What I would like to understand is whether these indexes are just true Solr indexes, and just "show up" in Cassandra output because there is some integration that is going on, or they are actually "full Cassandra indexes"

DSE Search indexes use Cassandra's secondary index API to provide a bridge between the Cassandra write path and the Solr document update machinery. They are not "full Cassandra indexes" in the sense you've mentioned in your question, even though you see multiple index entries in your table description. Each one of those entries represents a single indexed field in the same Solr core.

I'm wondering why there are their issues creating Solr cores over frozen fields.

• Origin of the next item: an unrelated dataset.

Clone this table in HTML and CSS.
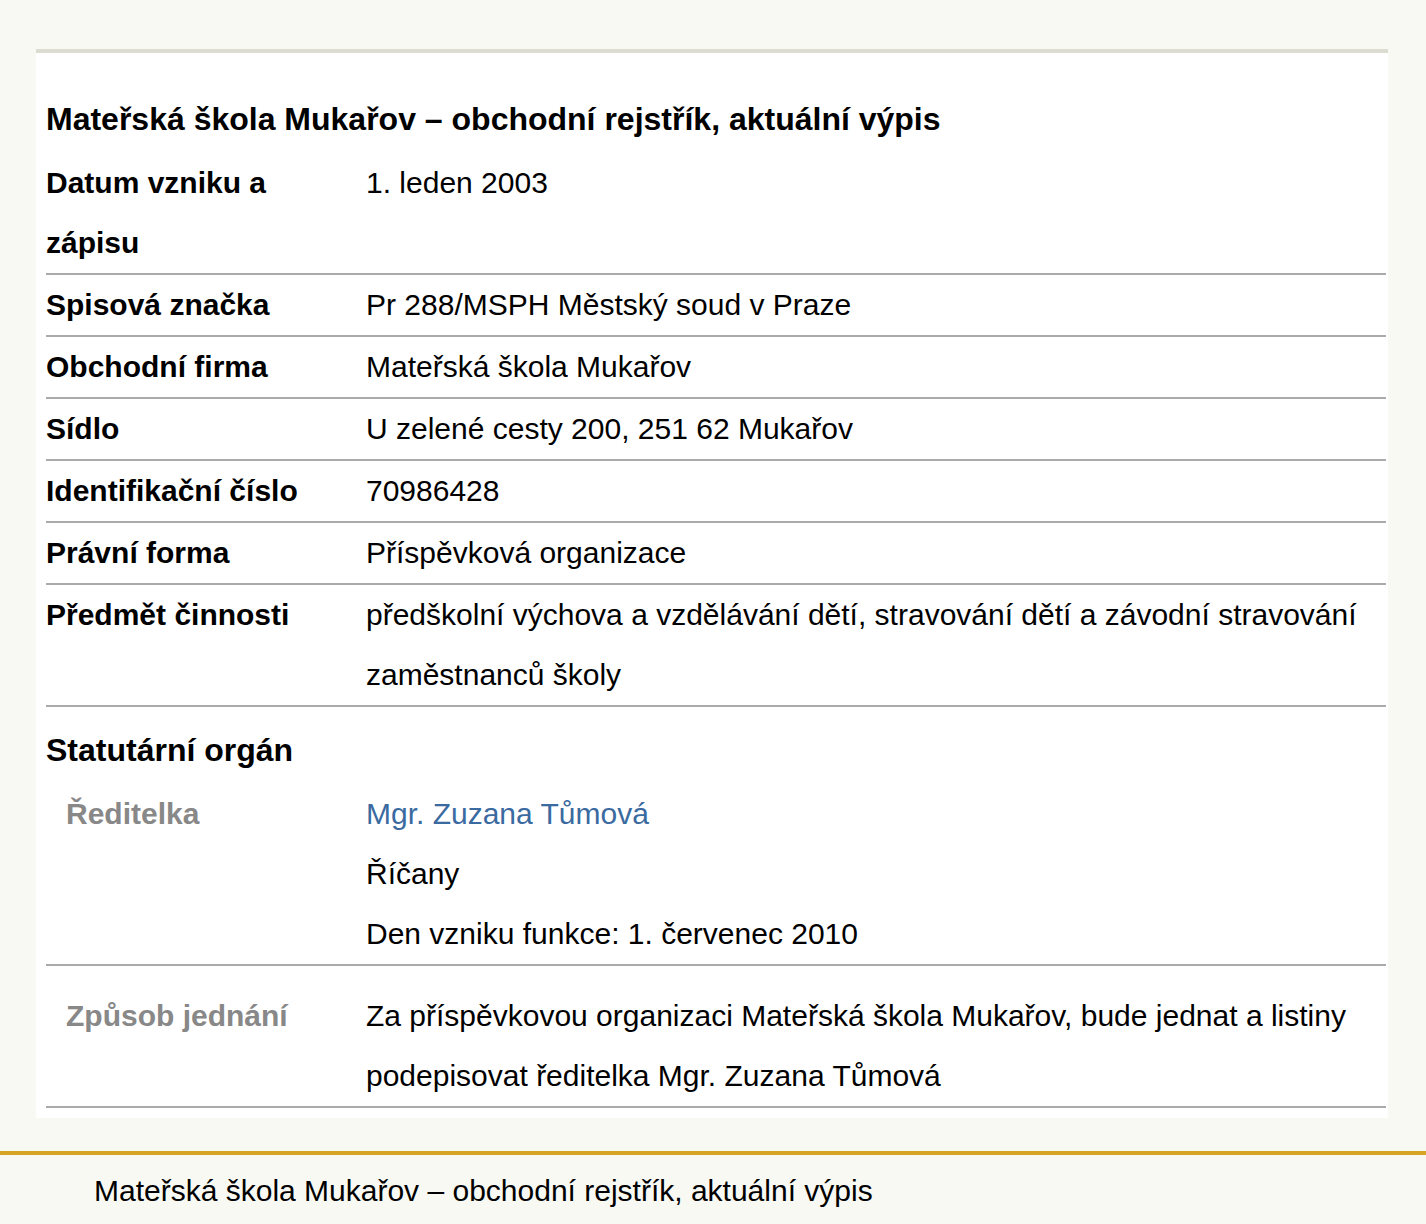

Were you able to follow the blog post you mentioned to completion, or do you observe your error there as well? If you can follow it to the end without errors, perhaps we can isolate your problem using that as a baseline. (I'm assuming you've used dsetool create_core with generateResources=true to create the core in question.)